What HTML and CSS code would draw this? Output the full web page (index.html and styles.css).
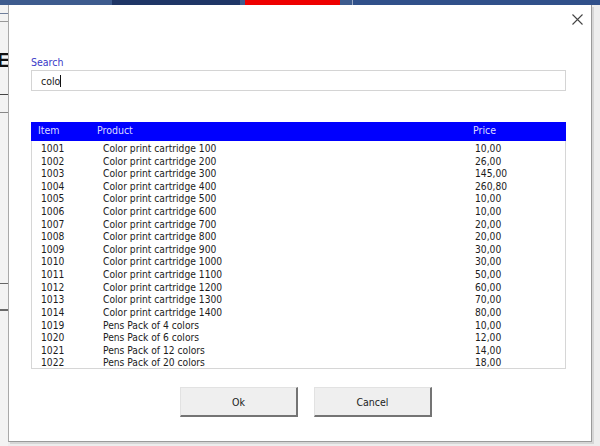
FILE: index.html
```html
<!DOCTYPE html>
<html>
<head>
<meta charset="utf-8">
<link rel="stylesheet" href="styles.css">
</head>
<body>
<div class="app">
  <div class="topbar">
    <span class="seg seg-a"></span>
    <span class="seg seg-b"></span>
    <span class="seg seg-c"></span>
    <span class="seg seg-red"></span>
    <span class="seg seg-c2"></span>
    <span class="seg seg-sep"></span>
    <span class="seg seg-rest"></span>
  </div>
  <div class="back">
    <div class="strip">
      <div class="sl l1"></div>
      <div class="sl l2"></div>
      <div class="big-e">E</div>
      <div class="sl l3"></div>
      <div class="sl l4"></div>
      <div class="sl l5"></div>
      <div class="sl l6"></div>
    </div>
  </div>

  <div class="dialog">
    <button class="close" aria-label="Close">
      <svg width="11" height="11" viewBox="0 0 11 11"><path d="M0.5 0.5 L10.5 10.5 M10.5 0.5 L0.5 10.5" stroke="#444" stroke-width="1.1" fill="none"/></svg>
    </button>
    <label class="search-label">Search</label>
    <div class="search-box"><span class="typed">colo</span><span class="caret"></span></div>

    <div class="list">
      <div class="list-head">
        <span>Item</span><span>Product</span><span>Price</span>
      </div>
      <div class="list-body">
        <div class="row"><span>1001</span><span>Color print cartridge 100</span><span>10,00</span></div>
        <div class="row"><span>1002</span><span>Color print cartridge 200</span><span>26,00</span></div>
        <div class="row"><span>1003</span><span>Color print cartridge 300</span><span>145,00</span></div>
        <div class="row"><span>1004</span><span>Color print cartridge 400</span><span>260,80</span></div>
        <div class="row"><span>1005</span><span>Color print cartridge 500</span><span>10,00</span></div>
        <div class="row"><span>1006</span><span>Color print cartridge 600</span><span>10,00</span></div>
        <div class="row"><span>1007</span><span>Color print cartridge 700</span><span>20,00</span></div>
        <div class="row"><span>1008</span><span>Color print cartridge 800</span><span>20,00</span></div>
        <div class="row"><span>1009</span><span>Color print cartridge 900</span><span>30,00</span></div>
        <div class="row"><span>1010</span><span>Color print cartridge 1000</span><span>30,00</span></div>
        <div class="row"><span>1011</span><span>Color print cartridge 1100</span><span>50,00</span></div>
        <div class="row"><span>1012</span><span>Color print cartridge 1200</span><span>60,00</span></div>
        <div class="row"><span>1013</span><span>Color print cartridge 1300</span><span>70,00</span></div>
        <div class="row"><span>1014</span><span>Color print cartridge 1400</span><span>80,00</span></div>
        <div class="row"><span>1019</span><span>Pens Pack of 4 colors</span><span>10,00</span></div>
        <div class="row"><span>1020</span><span>Pens Pack of 6 colors</span><span>12,00</span></div>
        <div class="row"><span>1021</span><span>Pens Pack of 12 colors</span><span>14,00</span></div>
        <div class="row"><span>1022</span><span>Pens Pack of 20 colors</span><span>18,00</span></div>
      </div>
    </div>

    <div class="buttons">
      <button class="btn">Ok</button>
      <button class="btn">Cancel</button>
    </div>
  </div>
</div>
</body>
</html>
```
FILE: styles.css
```css
html, body {
  margin: 0;
  padding: 0;
}
body {
  width: 600px;
  height: 446px;
  overflow: hidden;
  background: #ededed;
  font-family: "DejaVu Sans Condensed", "DejaVu Sans", sans-serif;
  font-stretch: condensed;
}
.app {
  position: relative;
  width: 600px;
  height: 446px;
}
.topbar {
  display: flex;
  height: 5px;
}
.seg { display: block; height: 5px; }
.seg-a { width: 112px; background: #3d5b8e; }
.seg-b { width: 128px; background: #1f3666; }
.seg-c { width: 5px; background: #3d5b8e; }
.seg-red { width: 95px; background: #ee0000; }
.seg-c2 { width: 12px; background: #3d5b8e; }
.seg-sep { width: 1px; background: #9aa9c6; }
.seg-rest { flex: 1; background: #30508a; }

.back {
  display: flex;
  height: 441px;
}
.strip {
  position: relative;
  width: 8px;
  overflow: hidden;
  background: #f3f3f3;
}
.sl {
  position: absolute;
  left: 0;
  width: 8px;
  height: 1px;
  background: #555;
}
.l1 { top: 8px; background: #6f7f9c; }
.l2 { top: 16px; background: #999; }
.l3 { top: 89px; background: #444; }
.l4 { top: 107px; background: #888; }
.l5 { top: 278px; background: #666; }
.l6 { top: 304px; height: 2px; background: #6a6a6a; }
.big-e {
  position: absolute;
  top: 43px;
  left: -3px;
  font-family: "Liberation Sans", sans-serif;
  font-weight: bold;
  font-size: 21px;
  line-height: 24px;
  color: #111;
}

.dialog {
  position: absolute;
  left: 8px;
  top: 5px;
  width: 584px;
  height: 437px;
  box-sizing: border-box;
  background: #fff;
  border-left: 1px solid #a9a9a9;
  border-right: 1px solid #9a9a9a;
  border-bottom: 1px solid #9a9a9a;
  box-shadow: 2px 2px 0 #d6d6d6;
  padding: 50px 25px 0 22px;
  display: flex;
  flex-direction: column;
}
.close {
  position: absolute;
  top: 8px;
  left: 562px;
  width: 12px;
  height: 12px;
  padding: 0;
  border: 0;
  background: transparent;
  display: flex;
  align-items: center;
  justify-content: center;
}
.search-label {
  font-size: 10.5px;
  line-height: 14px;
  color: #3a3ac8;
  height: 14px;
}
.search-box {
  margin-top: 1px;
  height: 21px;
  box-sizing: border-box;
  border: 1px solid #d4d4d4;
  display: flex;
  align-items: center;
  padding-left: 9px;
  font-size: 10.5px;
  color: #1a1a1a;
}
.caret {
  display: inline-block;
  width: 1px;
  height: 12px;
  background: #111;
}

.list {
  margin-top: 31px;
  display: flex;
  flex-direction: column;
}
.list-head {
  height: 19px;
  box-sizing: border-box;
  background: #0000ff;
  color: #dcdcff;
  font-size: 10.5px;
  line-height: 14px;
  padding: 1px 0 0 7px;
  display: grid;
  grid-template-columns: 59px 376px 1fr;
}
.list-body {
  border: 1px solid #d6d6d6;
  border-top: 0;
  padding: 2px 0 0 0;
  height: 228px;
  box-sizing: border-box;
  font-size: 10.2px;
  color: #1c1c1c;
}
.row {
  display: grid;
  grid-template-columns: 62px 372px 1fr;
  padding-left: 9px;
  height: 12.62px;
  line-height: 12.62px;
  white-space: nowrap;
}

.buttons {
  margin-top: 18px;
  display: flex;
  justify-content: flex-start;
  gap: 16px;
  padding-left: 149px;
}
.btn {
  width: 118px;
  height: 30px;
  box-sizing: border-box;
  background: #efefef;
  border-top: 1px solid #e2e2e2;
  border-left: 1px solid #e2e2e2;
  border-right: 2px solid #747474;
  border-bottom: 2px solid #747474;
  font-family: "DejaVu Sans Condensed", "DejaVu Sans", sans-serif;
  font-stretch: condensed;
  font-size: 10.5px;
  color: #222;
  padding: 0;
}
```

□ □ □ □ □ □ □

SHORT TASK
Word for word, quote the full listing, omitting every picture.

THE RESULT
What HTML and CSS code would draw this? Output the full web page (index.html and styles.css).
FILE: index.html
```html
<!DOCTYPE html>
<html>
<head>
<meta charset="utf-8">
<link rel="stylesheet" href="styles.css">
</head>
<body>
<div class="app">
  <div class="topbar">
    <span class="seg seg-a"></span>
    <span class="seg seg-b"></span>
    <span class="seg seg-c"></span>
    <span class="seg seg-red"></span>
    <span class="seg seg-c2"></span>
    <span class="seg seg-sep"></span>
    <span class="seg seg-rest"></span>
  </div>
  <div class="back">
    <div class="strip">
      <div class="sl l1"></div>
      <div class="sl l2"></div>
      <div class="big-e">E</div>
      <div class="sl l3"></div>
      <div class="sl l4"></div>
      <div class="sl l5"></div>
      <div class="sl l6"></div>
    </div>
  </div>

  <div class="dialog">
    <button class="close" aria-label="Close">
      <svg width="11" height="11" viewBox="0 0 11 11"><path d="M0.5 0.5 L10.5 10.5 M10.5 0.5 L0.5 10.5" stroke="#444" stroke-width="1.1" fill="none"/></svg>
    </button>
    <label class="search-label">Search</label>
    <div class="search-box"><span class="typed">colo</span><span class="caret"></span></div>

    <div class="list">
      <div class="list-head">
        <span>Item</span><span>Product</span><span>Price</span>
      </div>
      <div class="list-body">
        <div class="row"><span>1001</span><span>Color print cartridge 100</span><span>10,00</span></div>
        <div class="row"><span>1002</span><span>Color print cartridge 200</span><span>26,00</span></div>
        <div class="row"><span>1003</span><span>Color print cartridge 300</span><span>145,00</span></div>
        <div class="row"><span>1004</span><span>Color print cartridge 400</span><span>260,80</span></div>
        <div class="row"><span>1005</span><span>Color print cartridge 500</span><span>10,00</span></div>
        <div class="row"><span>1006</span><span>Color print cartridge 600</span><span>10,00</span></div>
        <div class="row"><span>1007</span><span>Color print cartridge 700</span><span>20,00</span></div>
        <div class="row"><span>1008</span><span>Color print cartridge 800</span><span>20,00</span></div>
        <div class="row"><span>1009</span><span>Color print cartridge 900</span><span>30,00</span></div>
        <div class="row"><span>1010</span><span>Color print cartridge 1000</span><span>30,00</span></div>
        <div class="row"><span>1011</span><span>Color print cartridge 1100</span><span>50,00</span></div>
        <div class="row"><span>1012</span><span>Color print cartridge 1200</span><span>60,00</span></div>
        <div class="row"><span>1013</span><span>Color print cartridge 1300</span><span>70,00</span></div>
        <div class="row"><span>1014</span><span>Color print cartridge 1400</span><span>80,00</span></div>
        <div class="row"><span>1019</span><span>Pens Pack of 4 colors</span><span>10,00</span></div>
        <div class="row"><span>1020</span><span>Pens Pack of 6 colors</span><span>12,00</span></div>
        <div class="row"><span>1021</span><span>Pens Pack of 12 colors</span><span>14,00</span></div>
        <div class="row"><span>1022</span><span>Pens Pack of 20 colors</span><span>18,00</span></div>
      </div>
    </div>

    <div class="buttons">
      <button class="btn">Ok</button>
      <button class="btn">Cancel</button>
    </div>
  </div>
</div>
</body>
</html>
```
FILE: styles.css
```css
html, body {
  margin: 0;
  padding: 0;
}
body {
  width: 600px;
  height: 446px;
  overflow: hidden;
  background: #ededed;
  font-family: "DejaVu Sans Condensed", "DejaVu Sans", sans-serif;
  font-stretch: condensed;
}
.app {
  position: relative;
  width: 600px;
  height: 446px;
}
.topbar {
  display: flex;
  height: 5px;
}
.seg { display: block; height: 5px; }
.seg-a { width: 112px; background: #3d5b8e; }
.seg-b { width: 128px; background: #1f3666; }
.seg-c { width: 5px; background: #3d5b8e; }
.seg-red { width: 95px; background: #ee0000; }
.seg-c2 { width: 12px; background: #3d5b8e; }
.seg-sep { width: 1px; background: #9aa9c6; }
.seg-rest { flex: 1; background: #30508a; }

.back {
  display: flex;
  height: 441px;
}
.strip {
  position: relative;
  width: 8px;
  overflow: hidden;
  background: #f3f3f3;
}
.sl {
  position: absolute;
  left: 0;
  width: 8px;
  height: 1px;
  background: #555;
}
.l1 { top: 8px; background: #6f7f9c; }
.l2 { top: 16px; background: #999; }
.l3 { top: 89px; background: #444; }
.l4 { top: 107px; background: #888; }
.l5 { top: 278px; background: #666; }
.l6 { top: 304px; height: 2px; background: #6a6a6a; }
.big-e {
  position: absolute;
  top: 43px;
  left: -3px;
  font-family: "Liberation Sans", sans-serif;
  font-weight: bold;
  font-size: 21px;
  line-height: 24px;
  color: #111;
}

.dialog {
  position: absolute;
  left: 8px;
  top: 5px;
  width: 584px;
  height: 437px;
  box-sizing: border-box;
  background: #fff;
  border-left: 1px solid #a9a9a9;
  border-right: 1px solid #9a9a9a;
  border-bottom: 1px solid #9a9a9a;
  box-shadow: 2px 2px 0 #d6d6d6;
  padding: 50px 25px 0 22px;
  display: flex;
  flex-direction: column;
}
.close {
  position: absolute;
  top: 8px;
  left: 562px;
  width: 12px;
  height: 12px;
  padding: 0;
  border: 0;
  background: transparent;
  display: flex;
  align-items: center;
  justify-content: center;
}
.search-label {
  font-size: 10.5px;
  line-height: 14px;
  color: #3a3ac8;
  height: 14px;
}
.search-box {
  margin-top: 1px;
  height: 21px;
  box-sizing: border-box;
  border: 1px solid #d4d4d4;
  display: flex;
  align-items: center;
  padding-left: 9px;
  font-size: 10.5px;
  color: #1a1a1a;
}
.caret {
  display: inline-block;
  width: 1px;
  height: 12px;
  background: #111;
}

.list {
  margin-top: 31px;
  display: flex;
  flex-direction: column;
}
.list-head {
  height: 19px;
  box-sizing: border-box;
  background: #0000ff;
  color: #dcdcff;
  font-size: 10.5px;
  line-height: 14px;
  padding: 1px 0 0 7px;
  display: grid;
  grid-template-columns: 59px 376px 1fr;
}
.list-body {
  border: 1px solid #d6d6d6;
  border-top: 0;
  padding: 2px 0 0 0;
  height: 228px;
  box-sizing: border-box;
  font-size: 10.2px;
  color: #1c1c1c;
}
.row {
  display: grid;
  grid-template-columns: 62px 372px 1fr;
  padding-left: 9px;
  height: 12.62px;
  line-height: 12.62px;
  white-space: nowrap;
}

.buttons {
  margin-top: 18px;
  display: flex;
  justify-content: flex-start;
  gap: 16px;
  padding-left: 149px;
}
.btn {
  width: 118px;
  height: 30px;
  box-sizing: border-box;
  background: #efefef;
  border-top: 1px solid #e2e2e2;
  border-left: 1px solid #e2e2e2;
  border-right: 2px solid #747474;
  border-bottom: 2px solid #747474;
  font-family: "DejaVu Sans Condensed", "DejaVu Sans", sans-serif;
  font-stretch: condensed;
  font-size: 10.5px;
  color: #222;
  padding: 0;
}
```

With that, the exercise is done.